Are We a Nation Walking On Egg Shells? (At Work – and Everywhere Else?)

Some of the owner men were kind because they hated what they had to do, and some of them were angry because they hated to be cruel, and some of them were cold because they had long ago found that one could not be an owner unless they were cold.
John Steinbeck, The Grapes of Wrath


There are some “impressions” that seem to be obvious everywhere you look.  Here is one of mine:  it feels like the whole country is walking on egg shells.

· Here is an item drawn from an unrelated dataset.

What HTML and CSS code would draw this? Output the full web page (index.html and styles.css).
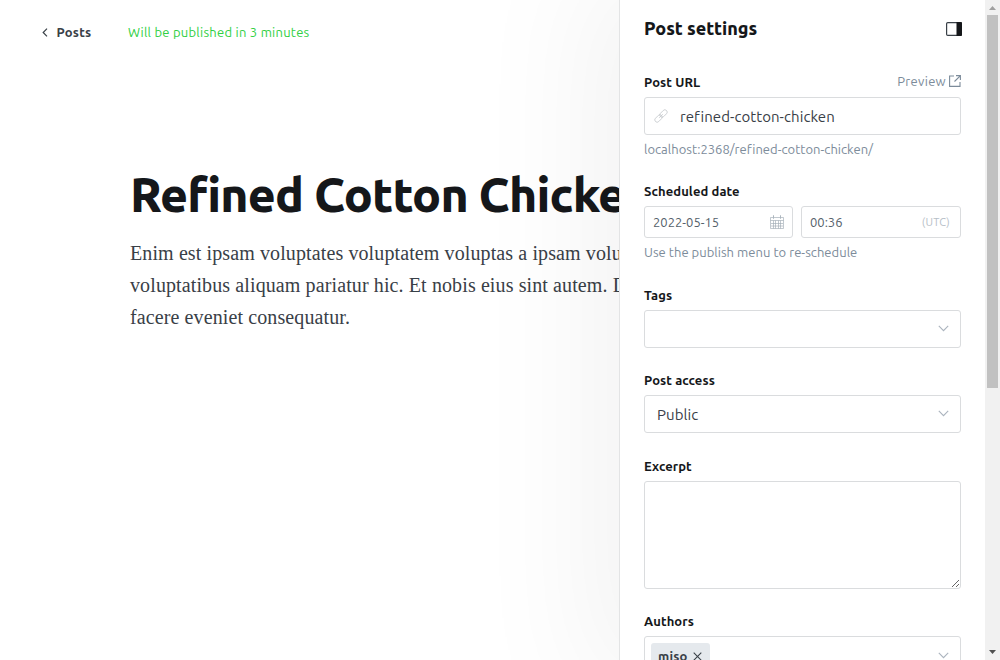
FILE: index.html
```html
<!DOCTYPE html>
<html lang="en">
<head>
<meta charset="utf-8">
<title>Post settings</title>
<link rel="stylesheet" href="styles.css">
</head>
<body>
<div class="app">
  <main class="editor">
    <header class="editor-header">
      <a class="back"><svg width="6" height="9" viewBox="0 0 6 9"><path d="M5 .7 1.2 4.5 5 8.3"/></svg><span>Posts</span></a>
      <span class="status">Will be published in 3 minutes</span>
    </header>
    <article class="post">
      <h1 class="title">Refined Cotton Chicken</h1>
      <p class="body-text">Enim est ipsam voluptates voluptatem voluptas a ipsam volu<br>voluptatibus aliquam pariatur hic. Et nobis eius sint autem. D<br>facere eveniet consequatur.</p>
    </article>
  </main>
  <aside class="settings">
    <div class="settings-header">
      <h2 class="heading">Post settings</h2>
      <svg class="panel-icon" width="16" height="14" viewBox="0 0 16 14"><rect x=".6" y=".6" width="14.8" height="12.8" rx="1.2"/><path d="M10.5 0H15q1 0 1 1v12q0 1-1 1h-4.5z"/></svg>
    </div>
    <section class="group url">
      <div class="label-row"><label class="label">Post URL</label><a class="preview"><span>Preview</span><svg width="12" height="12" viewBox="0 0 12 12"><path d="M5 1H.6v10.4H11V7M7 .6h4.4V5M11.2.8 5.5 6.5"/></svg></a></div>
      <div class="input"><svg class="link" width="14" height="14" viewBox="0 0 14 14"><g transform="rotate(-45 7 7)"><rect x="-.8" y="4.7" width="8.6" height="4.6" rx="2.3"/><rect x="6.2" y="4.7" width="8.6" height="4.6" rx="2.3"/><path d="M4.5 7h5"/></g></svg><span class="slug">refined-cotton-chicken</span></div>
      <p class="hint">localhost:2368/refined-cotton-chicken/</p>
    </section>
    <section class="group date">
      <label class="label">Scheduled date</label>
      <div class="date-row">
        <div class="input small"><span>2022-05-15</span><svg class="calendar" width="14" height="14" viewBox="0 0 14 14"><path d="M.5 2.5h13v11H.5zM.5 5.5h13M3 1.5h1M10 1.5h1M3.5 0v4M10.5 0v4M3.5 5.5v8M5.5 5.5v8M8.5 5.5v8M10.5 5.5v8M1 8.5h12M1 11h12"/></svg></div>
        <div class="input small"><span>00:36</span><span class="utc">(UTC)</span></div>
      </div>
      <p class="hint">Use the publish menu to re-schedule</p>
    </section>
    <section class="group tags">
      <label class="label">Tags</label>
      <div class="input select"><svg class="chevron" width="11" height="7" viewBox="0 0 11 7"><path d="m.8.8 4.7 4.9L10.2.8"/></svg></div>
    </section>
    <section class="group access">
      <label class="label">Post access</label>
      <div class="input select"><span class="public">Public</span><svg class="chevron" width="11" height="7" viewBox="0 0 11 7"><path d="m.8.8 4.7 4.9L10.2.8"/></svg></div>
    </section>
    <section class="group excerpt">
      <label class="label">Excerpt</label>
      <textarea class="textarea"></textarea>
    </section>
    <section class="group authors">
      <label class="label">Authors</label>
      <div class="input select author-input"><span class="token"><span>miso</span><svg width="9" height="9" viewBox="0 0 9 9"><path d="m.7.7 7.6 7.6M8.3.7.7 8.3"/></svg></span><svg class="chevron" width="11" height="7" viewBox="0 0 11 7"><path d="m.8.8 4.7 4.9L10.2.8"/></svg></div>
    </section>
  </aside>
  <div class="scrollbar"><svg width="7" height="4" viewBox="0 0 7 4"><path fill="#a0a0a0" d="M0 4 3.5 0 7 4z"/></svg><div class="thumb"></div><svg width="7" height="4" viewBox="0 0 7 4"><path fill="#505050" d="m0 0 3.5 4L7 0z"/></svg></div>
</div>
</body>
</html>
```
FILE: styles.css
```css
* { box-sizing: border-box; }
body { margin: 0; overflow: hidden; background: #fff; font-family: Ubuntu, "Noto Sans", sans-serif; color: #15171a; }
h1, h2, p { margin: 0; }
svg { display: block; flex: none; fill: none; }
.app { display: grid; grid-template-columns: 619px 366px 15px; height: 660px; overflow: hidden; }
.editor { overflow: hidden; }
.editor-header { display: flex; align-items: center; height: 64px; padding: 0 0 0 42px; font-size: 13px; letter-spacing: .25px; white-space: nowrap; }
.back { display: flex; align-items: center; gap: 8.5px; width: 86px; color: #394047; font-weight: 600; }
.back svg { stroke: #394047; stroke-width: 1.2; }
.status { color: #30cf43; }
.post { padding: 99px 0 0 130px; white-space: nowrap; }
.title { font-size: 48px; line-height: 62px; font-weight: 800; letter-spacing: -.8px; }
.body-text { margin-top: 12px; font: 20px/32px "Liberation Serif", serif; letter-spacing: .11px; color: #394047; }
.settings { position: relative; z-index: 1; height: 660px; clip-path: inset(0 0 0 -200px); background: #fff; border-left: 1px solid #e3e4e5; padding: 0 24px; box-shadow: 0 0 120px 30px rgba(0,0,0,.05); }
.settings-header { display: flex; justify-content: space-between; align-items: center; height: 58px; }
.settings-header, .group { width: 317px; white-space: nowrap; }
.heading { margin-top: -2px; font-size: 18px; line-height: 24px; font-weight: 800; letter-spacing: -.05px; }
.panel-icon { margin-right: -1px; }
.panel-icon rect { stroke: #394047; stroke-width: 1.2; }
.panel-icon path { fill: #15171a; }
.label { display: block; height: 20px; line-height: 20px; font-size: 13px; font-weight: 600; letter-spacing: .1px; margin-bottom: 5px; }
.label-row { display: flex; justify-content: space-between; }
.preview { display: flex; align-items: center; gap: 3px; height: 20px; margin-top: -1px; font-size: 13px; letter-spacing: .3px; color: #7c8b9a; }
.preview svg { stroke: #7c8b9a; stroke-width: 1.1; }
.input { display: flex; align-items: center; height: 38px; padding: 0 12px; border: 1px solid #dadcde; border-radius: 3px; background: #fff; font-size: 15px; letter-spacing: .07px; color: #394047; }
.hint { margin-top: 4px; height: 20px; font-size: 13px; line-height: 20px; letter-spacing: .03px; color: #7c8b9a; }
.url { padding-top: 14px; height: 123px; }
.link { margin: 0 12px 0 -3px; stroke: #c5c9cc; stroke-width: .8; }
.date { height: 104px; }
.date-row { display: grid; grid-template-columns: 149px 160px; gap: 8px; }
.small { height: 32px; justify-content: space-between; padding: 0 8px; font-size: 13px; letter-spacing: 0; color: #54606a; }
.calendar { stroke: #a0abb5; stroke-width: .65; }
.utc { font-size: 11px; letter-spacing: .2px; color: #b6bec7; padding-right: 2px; }
.tags { height: 85px; }
.access { height: 86px; }
.excerpt { height: 155px; }
.select { justify-content: space-between; }
.chevron { margin: -1px -1px 0 auto; stroke: #abb4be; stroke-width: 1.1; }
.textarea { display: block; width: 317px; height: 108px; border: 1px solid #dadcde; border-radius: 3px; background: #fff; outline: 0; resize: vertical; }
.author-input { padding-left: 6px; }
.token { display: flex; align-items: center; gap: 5px; height: 26px; margin-top: 1px; padding: 0 8px 0 7px; border-radius: 3px; background: #e5e9ed; font-size: 13px; font-weight: 600; letter-spacing: .2px; color: #394047; }
.token svg { margin-top: 1px; stroke: #394047; stroke-width: 1.1; }
.author-input .chevron { margin-top: 1px; }
.scrollbar { display: flex; flex-direction: column; align-items: center; background: #f1f1f1; padding: 6px 0; position: relative; z-index: 2; }
.thumb { width: 11px; height: 373px; margin: 5px 0 auto; background: #c1c1c1; }
```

People with a job are worried about the health of their company or organization.  And even entire industries are worried about the health of their industry.  (Would you like to be an airline executive at the moment?  Or a coach on the Dallas Cowboys?)  And when a person is worried – when a company or organization is in a fragile state, or even an entire industry – then a person knows that his or her own job is in a fragile state, and that certain self-assuredness, that confidence, that “mojo” is lessened, and threatened.

So many people are walking on egg shells.

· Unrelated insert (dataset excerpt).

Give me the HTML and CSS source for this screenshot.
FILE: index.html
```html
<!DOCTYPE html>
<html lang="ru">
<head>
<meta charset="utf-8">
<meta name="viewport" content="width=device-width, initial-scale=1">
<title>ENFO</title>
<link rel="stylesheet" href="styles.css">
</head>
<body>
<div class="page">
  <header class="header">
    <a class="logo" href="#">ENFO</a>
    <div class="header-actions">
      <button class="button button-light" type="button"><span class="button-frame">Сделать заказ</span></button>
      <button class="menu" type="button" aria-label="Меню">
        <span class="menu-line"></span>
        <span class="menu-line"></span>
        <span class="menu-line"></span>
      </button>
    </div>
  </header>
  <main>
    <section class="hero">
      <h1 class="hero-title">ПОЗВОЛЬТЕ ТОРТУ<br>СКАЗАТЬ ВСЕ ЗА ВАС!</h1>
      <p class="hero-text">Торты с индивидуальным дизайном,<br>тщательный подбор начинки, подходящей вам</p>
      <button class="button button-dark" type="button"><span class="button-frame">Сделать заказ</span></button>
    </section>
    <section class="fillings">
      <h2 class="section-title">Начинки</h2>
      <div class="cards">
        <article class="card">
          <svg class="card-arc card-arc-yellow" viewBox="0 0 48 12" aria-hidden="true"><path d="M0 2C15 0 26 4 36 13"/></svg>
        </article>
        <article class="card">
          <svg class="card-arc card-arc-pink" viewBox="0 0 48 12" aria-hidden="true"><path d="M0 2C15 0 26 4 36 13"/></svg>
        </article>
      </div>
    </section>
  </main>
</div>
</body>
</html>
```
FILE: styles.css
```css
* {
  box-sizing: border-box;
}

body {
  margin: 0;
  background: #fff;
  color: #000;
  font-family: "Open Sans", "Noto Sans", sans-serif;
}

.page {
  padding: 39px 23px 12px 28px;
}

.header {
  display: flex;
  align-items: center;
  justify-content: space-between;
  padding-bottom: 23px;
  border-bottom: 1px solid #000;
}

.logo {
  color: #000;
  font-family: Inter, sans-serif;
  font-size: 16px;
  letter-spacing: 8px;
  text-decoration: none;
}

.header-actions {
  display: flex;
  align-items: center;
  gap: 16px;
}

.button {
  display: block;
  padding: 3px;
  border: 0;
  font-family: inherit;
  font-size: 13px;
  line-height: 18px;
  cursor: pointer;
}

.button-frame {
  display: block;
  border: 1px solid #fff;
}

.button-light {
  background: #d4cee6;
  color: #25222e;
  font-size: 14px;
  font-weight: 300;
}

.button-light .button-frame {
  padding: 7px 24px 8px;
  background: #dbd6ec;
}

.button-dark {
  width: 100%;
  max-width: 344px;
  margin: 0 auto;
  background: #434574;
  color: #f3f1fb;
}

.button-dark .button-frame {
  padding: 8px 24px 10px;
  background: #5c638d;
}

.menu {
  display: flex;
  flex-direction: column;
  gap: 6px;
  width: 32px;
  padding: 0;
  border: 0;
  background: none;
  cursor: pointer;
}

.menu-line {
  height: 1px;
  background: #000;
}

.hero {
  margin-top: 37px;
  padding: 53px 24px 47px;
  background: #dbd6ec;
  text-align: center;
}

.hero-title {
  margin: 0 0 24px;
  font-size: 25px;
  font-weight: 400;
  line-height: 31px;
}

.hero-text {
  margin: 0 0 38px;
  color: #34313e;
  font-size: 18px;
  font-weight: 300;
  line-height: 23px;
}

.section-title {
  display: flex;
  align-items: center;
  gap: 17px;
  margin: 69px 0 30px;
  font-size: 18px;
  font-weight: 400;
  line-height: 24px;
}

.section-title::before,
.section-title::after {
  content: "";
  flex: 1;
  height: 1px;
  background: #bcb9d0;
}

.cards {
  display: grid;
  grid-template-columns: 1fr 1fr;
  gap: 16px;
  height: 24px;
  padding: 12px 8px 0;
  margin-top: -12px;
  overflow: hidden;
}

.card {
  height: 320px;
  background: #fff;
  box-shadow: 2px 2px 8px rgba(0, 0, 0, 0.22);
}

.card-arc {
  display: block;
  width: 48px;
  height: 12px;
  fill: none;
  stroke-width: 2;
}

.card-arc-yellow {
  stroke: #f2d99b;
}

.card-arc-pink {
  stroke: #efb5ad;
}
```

And these egg shells represent so much.  We have to please our boss, but our boss is worried about pleasing the next person up the chain.  And, as one person put it, the job of every boss these days seems to be the job of getting more work out of each worker, even finding ways to get more work out of fewer workers, so that the work force can be reduced.

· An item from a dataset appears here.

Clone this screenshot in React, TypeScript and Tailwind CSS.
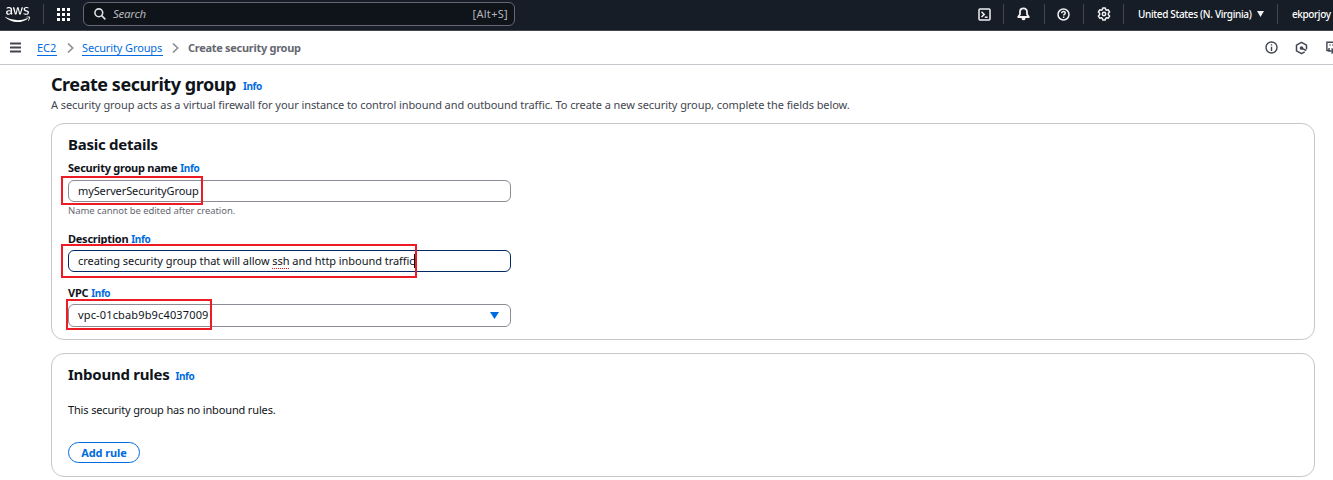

Such a boss seems practically impossible to please.  And people don’t flourish with an “impossible to please” boss.

It is tough to feel secure in such an environment.

I don’t have any solutions.  But I think this:  if the people in your company are walking on egg shells all the time, they can’t do their best work.

Somebody needs to sweep up all these eggshells.

One thought on “Are We a Nation Walking On Egg Shells? (At Work – and Everywhere Else?)

  1. Slowdecline's articles on current issues facing us today

    Having worked for a fortune 250 for over 29yrs I can get the eggshell idea as it was very present and still is today. However I worked for an electric company monopoly where mediocrity was the norm for those I reported to on a daily basis. What I saw was a company that wanted nothing but yes men in their employment. Rather than encouraging new ideas, policies or programs any supervisors who did were moved to new positions. Even those with horrible organizational skills who bordered on incompetent were not fired just promoted to another department. So the smart workers learned to keep their mouths shut, take the pay check and perform whatever irrational work requests that they received. I fear that this is probably the environment that all corporate workers exist in today across the country.